3. Aida, Staatstheater Basel (d. Calixto Bieito, c. Maurizio Barbacini) Brutal and sometimes gruesome, but a revelatory, amazingly relevant interpretation that turned the tables on this problematic work.
2. Der Ring des Nibelungen, Los Angeles Opera. (d. Achim Freyer, c. James Conlon) A rigorously conceived, visionary production with a highly personal style and generally strong musical values.
1. Rusalka, Bayerische Staatsoper (d. Martin Kusej, c. Tomas Hanus) An immensely moving production with incredibly committed performances, a remarkably complete re-imagining of a distant fairy tale into something horrifyingly contemporary and immediate, and yet still faithful to the sad longing of Dvorák’s music.
And…
Special Award for Ladybusiness: Aida (Basel) and Rusalka (Bayerische Staatsoper) for compelling, three-dimensional conceptions of female characters who are usually denied inner lives.
Special Award for Awesome: Their productions might not have been all that great, but Petra Lang (Les Troyens, Berlin), Anja Harteros (Alcina, Wiener Staatsoper), and Nina Stemme (Ariadne auf Naxos, Met) were.
Special Award for Prolific Overachievement: Jonas Kaufmann. “Prolific” is due to my repeated efforts to track him down, but he’s seemingly fantastic in everything, so it was worth the effort.
Special Award for Tech: Rusalka (Bayerische Staatsoper). A complicated production perfectly executed, large quantities of water, collapsing walls, and (fake) dead animals included.
Special Award for WTF? (Short Form): The last 20 minutes of Harry Kupfer’s Ariadne auf Naxos (Theater an der Wien). Zerbinetta and Bacchus… Harlekin and Ariadne… whaaaaa?
Special Award for WTF? (Long Form): Don Giovanni (Wiener Staatsoper) and Armida (Met) for showing that more-or-less traditional productions can be every bit as incoherent as more radical efforts.
Special Award for Overrated: Le grand macabre (New York Philharmonic) You’re very shiny, but you’re not as clever or as seditious as you think you are. (Also Special Award for My Least Popular Opinion.)
For the record…
Most Popular Blog Posts as measured by Google Analytics, most popular first: Carmen at the Met (April), Adriana Lecouvreur at Covent Garden, Standing Room at the Staatsoper, Alcina at the Staatsoper, Aida in Basel, Tosca at the Met (April), Armida at the Met, Rigoletto at the Staatsoper, Semele at the Theater an der Wien, Liederabend of Popular Tenor.
Blogging Lesson Learned: For the accumulation of comments, challenge the supremacy of an institution such as The New York Times, the Wiener Philharmoniker, or Juan Diego Flórez (granted, in that last one we mostly ended up talking about various other tenors hanging off lampposts).

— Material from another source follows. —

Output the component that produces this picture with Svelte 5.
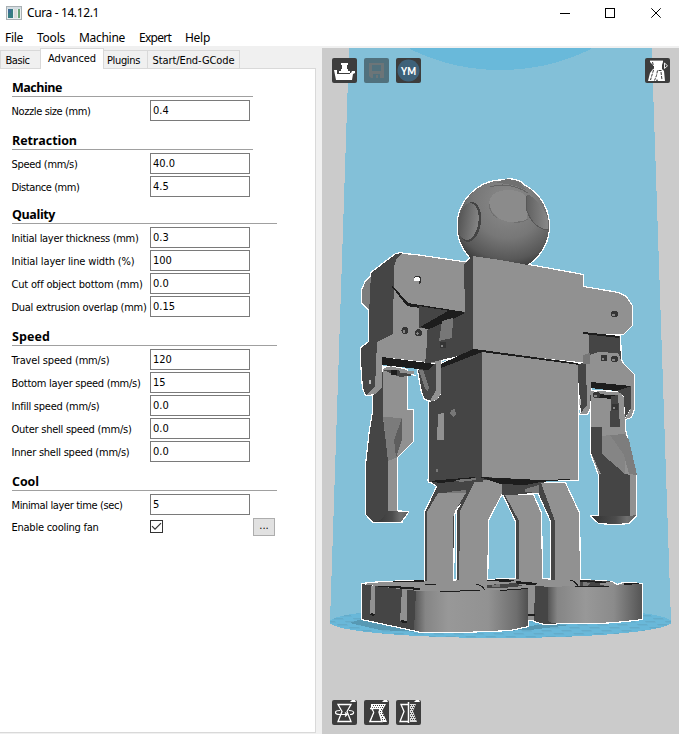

Other Blogging Lesson Learned: However, for the accumulation of sheer numbers of visitors, see “Special Award for Prolific Overachievement” and entries 1, 2, 6, and 10 on the most popular list.
I’ve enjoyed perpetuating this blog’s second life (third, to tell the truth), and hope you have enjoyed reading. In other news, New Year’s is coming up, so I’ve got some Sekt to drink, a Fledermaus to see, and a Germany-bound train to catch for the other half of my Schenk project. Here’s to a great (and equally transatlantically split) 2011!
Also, you want to follow me on Twitter, don’t you?
Edited for broken links because Blogger hates me.
4 Comments
Does this mean you will "end up" in the U.S. again in the long run? That would be a shame ;(. I got used to this blog … I prefer it from Vienna … the Met is covered fairly well already blogwise … sniff. You would be allowed to relocate to Berlin or Munich, though :). Or even London? Anyways have a great 2011 nevertheless :).
About the blog coverage, don't I know it, my traffic is WAY better here than it ever was in the US. But I have to follow my job back to New York, and most of the rest of my non-blogging life is there too.
Well, New York obviously is a great city, so what can you do :). It is a bit of a shame though, because especially this Vienna/ Germany (Munich, Berlin, Stuttgart, elsewhere) comparison works really well. The Met has the singers, but they have so many boring productions relatively speaking – not so much to say about them. For example the Tosca was booed in New York, because it "went to far" ;), whereas in Munich it was a failure, because it was too tame.
I would prefer to think that audiences in both New York and Munich booed the Tosca not because it was too conservative or too radical but rather because it was crap. But I know you're right. It's a lot easier to see whether something is traditional or non-traditional than it is to decide whether it is good or not. It WAS pretty much crap, though. (I only saw it in New York.)